Qual coração não guarda seus segredos? Fantasias, desejos?
Ninguém adentra o íntimo de outrem – por isso o coração é terra que ninguém pisa, como bem expressa a sabedoria popular, que também admite que o coração é a morada do amor e dos sentimentos. Se ninguém pisa, não é só por ser impossível de se apoderar dele pela força, mas também por ser ilógico, imprevisível, pois todo o amor é uma amálgama de êxtase e sofrimento. Como nos versos da consagrada goiana Cora Coralina, “quis ser um dia jardineira de um coração. Nasceram espinhos e nos espinhos me feri.”
Na mesma toada, temos o poema da mineira Adélia Prado, ainda mais pungente: “o amor é a coisa mais alegre, o amor é a coisa mais triste, o amor é a coisa que mais quero.” A aceitação dessa alternância entre fases ditosas e frustrantes torna a vida mais leve. Rejeitar a tristeza ou o sofrimento é como rejeitar a própria condição humana.
Para mitigar as dores do coração é comum buscar racionalidade nas relações afetivas. Ou seja, chega a Dona Razão para tentar pôr ordem na casa, porém entre o cérebro e o coração cabe um oceano. Temos dentro de nós dois cães que se litigam todos os dias: um representa a emoção e o outro, a razão. Qual dos dois vence a briga? Aquele ao qual damos mais comida, por isso os dois precisam ser alimentados com porções iguais. O equilíbrio entre os sentimentos e a inteligência é a essência de uma vida de contentamento interior, o que requer disciplina pessoal, esforço e boas escolhas do nosso livre arbítrio.

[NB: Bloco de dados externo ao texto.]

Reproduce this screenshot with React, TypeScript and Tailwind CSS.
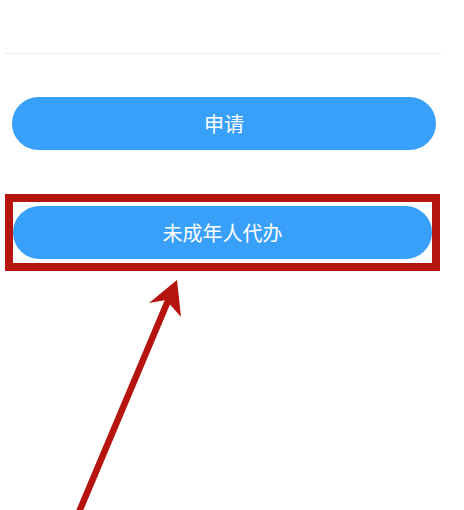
import React from "react";

const font = {fontFamily: '"Noto Sans CJK SC", "Noto Sans", sans-serif'};

const ApplyButton: React.FC<{label: string}> = ({label}) => (
    <button className="flex h-[53px] w-full items-center justify-center rounded-full bg-[#39a0f9] text-[20px] leading-none text-white">
        {label}
    </button>
);

const App: React.FC = () => {
    return (
        <div className="relative h-[510px] w-[464px] overflow-hidden bg-white" style={font}>
            <div className="h-[53px]"/>
            <div className="ml-[5px] mr-[22px] h-px bg-[#ececec]"/>

            <div className="ml-[12px] mr-[28px] mt-[43px]">
                <ApplyButton label="申请"/>
            </div>

            {/* highlighted one */}
            <div className="ml-[5px] mt-[44px] w-[435px] border-[8px] border-[#b5140f] py-[4px]">
                <ApplyButton label="未成年人代办"/>
            </div>

            {/* annotation arrow */}
            <svg className="pointer-events-none absolute left-0 top-0" width="464" height="510" viewBox="0 0 464 510">
                <line x1="170" y1="296" x2="79" y2="512" stroke="#b5140f" strokeWidth="6.5"/>
                <polygon points="177,280 149,303 166,300 181,317" fill="#b5140f"/>
            </svg>
        </div>
    );
}

export default App;
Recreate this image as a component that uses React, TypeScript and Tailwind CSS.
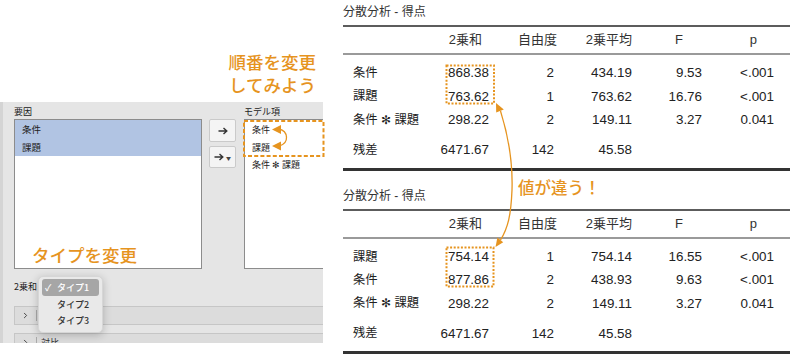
import { ChevronRight } from "lucide-react";

type Row = { label: string; ss: string; df: string; ms: string; f: string; p: string };

const table1: Row[] = [
  { label: "条件", ss: "868.38", df: "2", ms: "434.19", f: "9.53", p: "<.001" },
  { label: "課題", ss: "763.62", df: "1", ms: "763.62", f: "16.76", p: "<.001" },
  { label: "条件 ✻ 課題", ss: "298.22", df: "2", ms: "149.11", f: "3.27", p: "0.041" },
];

const table2: Row[] = [
  { label: "課題", ss: "754.14", df: "1", ms: "754.14", f: "16.55", p: "<.001" },
  { label: "条件", ss: "877.86", df: "2", ms: "438.93", f: "9.63", p: "<.001" },
  { label: "条件 ✻ 課題", ss: "298.22", df: "2", ms: "149.11", f: "3.27", p: "0.041" },
];

const residual: Row = { label: "残差", ss: "6471.67", df: "142", ms: "45.58", f: "", p: "" };

function DataRow({ r }: { r: Row }) {
  return (
    <div className="grid h-[23.33px] grid-cols-[97px_49px_65px_78px_70px_72px] items-center text-right text-[13.4px] text-[#222]">
      <div className="pl-[10px] text-left text-[12.3px]">{r.label}</div>
      <div>{r.ss}</div>
      <div>{r.df}</div>
      <div>{r.ms}</div>
      <div>{r.f}</div>
      <div>{r.p}</div>
    </div>
  );
}

function AnovaTable({ rows, className }: { rows: Row[]; className?: string }) {
  return (
    <div className={className}>
      <div className="mb-[5px] text-[12px] leading-[15px] text-[#333]">分散分析 - 得点</div>
      <div className="h-[2px] bg-[#5c5c5c]" />
      <div className="grid h-[26px] grid-cols-[97px_42px_75px_75px_51px_74px] items-center text-right text-[13px] text-[#333]">
        <div />
        <div>2乗和</div>
        <div>自由度</div>
        <div>2乗平均</div>
        <div>F</div>
        <div>p</div>
      </div>
      <div className="h-[2px] bg-[#9a9a9a]" />
      <div className="pb-[6px] pt-[6.7px]">
        {rows.map((r, i) => (
          <DataRow key={i} r={r} />
        ))}
        <div className="mt-[6.7px]">
          <DataRow r={residual} />
        </div>
      </div>
      <div className="h-[3px] bg-[#333]" />
    </div>
  );
}

function ArrowGlyph() {
  return (
    <svg width="10" height="8" viewBox="0 0 10 8">
      <path d="M0.5 4H8.5M5.5 1L8.8 4L5.5 7" fill="none" stroke="#333" strokeWidth="1.4" />
    </svg>
  );
}

function SideBar({ label }: { label?: string }) {
  return (
    <div className="flex h-[19px] items-center border border-[#c6c6c6] bg-[#dcdcdc]">
      <div className="flex w-[21px] justify-center">
        <ChevronRight size={9} strokeWidth={2.6} color="#444" />
      </div>
      <div className="h-[11px] w-px bg-[#aaa]" />
      {label && <span className="ml-[4px] text-[9px] text-[#333]">{label}</span>}
    </div>
  );
}

export default function App() {
  return (
    <div className="relative flex h-[357px] w-[800px] overflow-hidden bg-white font-['Liberation_Sans','Noto_Sans_CJK_JP',sans-serif]">
      {/* left: dialog */}
      <div className="flex w-[343px] flex-col">
        <div className="h-[102px] w-[323px] pr-[7px] pt-[50px] text-right font-['Noto_Sans_CJK_JP',sans-serif] text-[17.5px] font-medium leading-[23px] text-[#e6941f]">
          <div>順番を変更</div>
          <div>してみよう</div>
        </div>
        <div className="relative h-[241px] w-[323px] overflow-hidden border-l-[3px] border-[#d4d4d4] bg-[#e5e5e5] pl-[11px] font-['Noto_Sans_CJK_JP',sans-serif] text-[#222]">
          <div className="flex">
            <div className="w-[188px] shrink-0">
              <div className="flex h-[17px] items-end pb-[1px] text-[9px] leading-[12px]">要因</div>
              <div className="h-[150px] border border-[#8c8c8c] bg-white text-[9.5px]">
                <div className="bg-[#b1c4e3]">
                  <div className="flex h-[17.8px] items-center pl-[7px]">条件</div>
                  <div className="flex h-[17.8px] items-center pl-[7px]">課題</div>
                </div>
              </div>
            </div>
            <div className="ml-[7px] flex w-[27px] shrink-0 flex-col gap-[4px] pt-[17px]">
              <div className="flex h-[23px] items-center justify-center rounded-[2px] border border-[#cacaca] bg-[#f4f4f4]">
                <ArrowGlyph />
              </div>
              <div className="flex h-[22px] items-center justify-center gap-[2px] rounded-[2px] border border-[#cacaca] bg-[#f4f4f4]">
                <ArrowGlyph />
                <span className="text-[5px] leading-none text-[#444]">▼</span>
              </div>
            </div>
            <div className="ml-[8px] w-[110px] shrink-0">
              <div className="flex h-[17px] items-end pb-[1px] text-[9px] leading-[12px]">モデル項</div>
              <div className="h-[150px] border border-[#8c8c8c] bg-white pt-[1px] text-[9px]">
                <div className="flex h-[17.5px] items-center pl-[7px]">条件</div>
                <div className="flex h-[17.5px] items-center pl-[7px]">課題</div>
                <div className="flex h-[17.5px] items-center pl-[7px]">条件 ✻ 課題</div>
              </div>
            </div>
          </div>
          <div className="flex h-[36px] items-center text-[9px]">2乗和</div>
          <div className="mr-[-4px] mt-[1px]">
            <SideBar />
          </div>
          <div className="mr-[-4px] mt-[8px]">
            <SideBar label="対比" />
          </div>

          {/* annotation */}
          <div className="absolute left-[29px] top-[143px] font-['Noto_Sans_CJK_JP',sans-serif] text-[17.5px] font-medium leading-[20px] text-[#e6941f]">
            タイプを変更
          </div>

          {/* dropdown menu */}
          <div className="absolute left-[35px] top-[174px] h-[57px] w-[65px] rounded-[5px] border border-[#d6d6d6] bg-[#e9e9e9] px-[3px] pt-[2px] text-[9px] font-medium shadow-[0_2px_8px_rgba(0,0,0,0.22)]">
            <div className="flex h-[17px] items-center rounded-[3px] bg-[#a6a6a6] text-white">
              <span className="w-[15px] pl-[3px] text-[9px]">✓</span>
              <span>タイプ1</span>
            </div>
            <div className="flex h-[16.5px] items-center pl-[15px] text-[#333]">タイプ2</div>
            <div className="flex h-[16.5px] items-center pl-[15px] text-[#333]">タイプ3</div>
          </div>
        </div>
      </div>

      {/* right: results */}
      <div className="w-[447px] shrink-0">
        <AnovaTable rows={table1} className="pt-[5px]" />
        <AnovaTable rows={table2} className="mt-[18px]" />
      </div>

      <div className="absolute left-[518px] top-[177px] font-['Noto_Sans_CJK_JP',sans-serif] text-[16.5px] font-medium leading-[20px] text-[#e6941f]">
        値が違う！
      </div>

      {/* overlay drawings */}
      <svg className="pointer-events-none absolute left-0 top-0" width="800" height="357" viewBox="0 0 800 357">
        <g fill="none" stroke="#e6941f">
          <rect x="244" y="121" width="79.5" height="35" strokeWidth="2" strokeDasharray="4 2.2" />
          <rect x="446.5" y="65.5" width="47.5" height="38" strokeWidth="2" strokeDasharray="2 1.6" />
          <rect x="446.5" y="247.5" width="47" height="39" strokeWidth="2" strokeDasharray="2 1.6" />
          <path d="M279 129 C 288 131, 290 143, 279 146" strokeWidth="1.3" />
          <path d="M500.5 111 C 508 135, 513 160, 512 190 C 511 215, 508 228, 500.5 240" strokeWidth="1.3" />
        </g>
        <g fill="#e6941f">
          <polygon points="272,129.5 281,125 281,134" />
          <polygon points="272,146 281,141.5 281,150.5" />
          <polygon points="496,103 503.8,109.6 496.2,112.4" />
          <polygon points="495.5,247 503.2,242.3 497.4,237.4" />
        </g>
      </svg>
    </div>
  );
}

Uma relação a dois será vitoriosa se igualmente ambos se predispuserem a dialogar, ceder e tolerar. As discordâncias fazem parte do cotidiano de um casal – afinal são dois seres oriundos de históricos familiar e individual diferentes, e cada um vem com suas crenças e escala de valores. Mas que prevaleçam a boa comunicação e a força dos bons argumentos. E se um entra em crise ou surta, o outro deve se conter, manter o equilíbrio, pois danoso para a relação é quando simultaneamente os dois entram em crise. Se os dois acham que têm razão, aí começa a tragédia – parafraseando Shakespeare.
Igualmente salutar é a prática da empatia, uma habilidade que se faz condizente quando se analisa a etimologia da palavra: do grego en (dentro) + pathos (sentimentos). Destarte, empatia significa dentro do sentimento do outro; colocar-se no lugar do outro, com interesse genuíno.
As maiores destruidoras de afetos não são as divergências, mesmo quando descambam para momentos de raiva, mas sim as mágoas. Por isso, bem vindas são as palavras do Apóstolo Paulo: “que não se ponha o sol sobre a vossa ira”.
Contraponto à solidez da consagrada expressão “até que a morte nos separe”, vivenciamos hoje uma maior fragilidade nos laços afetivos, baixos vínculos – que Zygmunt Bauman definiu como amores líquidos, e que, para ele, geram níveis de insegurança cada vez maiores. Mas também podemos constatar que os sentimentos são mais realistas, e com maior qualidade, enquanto duram.
Sendo os casamentos menos duráveis, um pai muito brincalhão diz que aconselhava a filha a antes de tudo preocupar-se não em arranjar um bom marido, mas um bom ex-marido, pois é ele que vai pagar a pensão; é ele que vai ajudar a criar os filhos. Também tem a galhofa daquele engenheiro que fazia a defesa do casamento com sua lógica própria: é tão bom que já estou no terceiro.
O amor teima em resistir à racionalidade. E ninguém prescrutou tão profundamente os labirintos da alma humana quanto Sigmund Freud, que afirma: “a grande questão que nunca foi respondida e para a qual eu ainda não tenho resposta, apesar dos meus trinta anos de pesquisa da alma feminina, é: o que deseja uma mulher?”
Em tempos de igualdade de gênero, concedamos às mulheres o mesmo direito a proclamar em alto e bom som: o que deseja um homem? Destarte, o amor existe para ser vivido e não compreendido.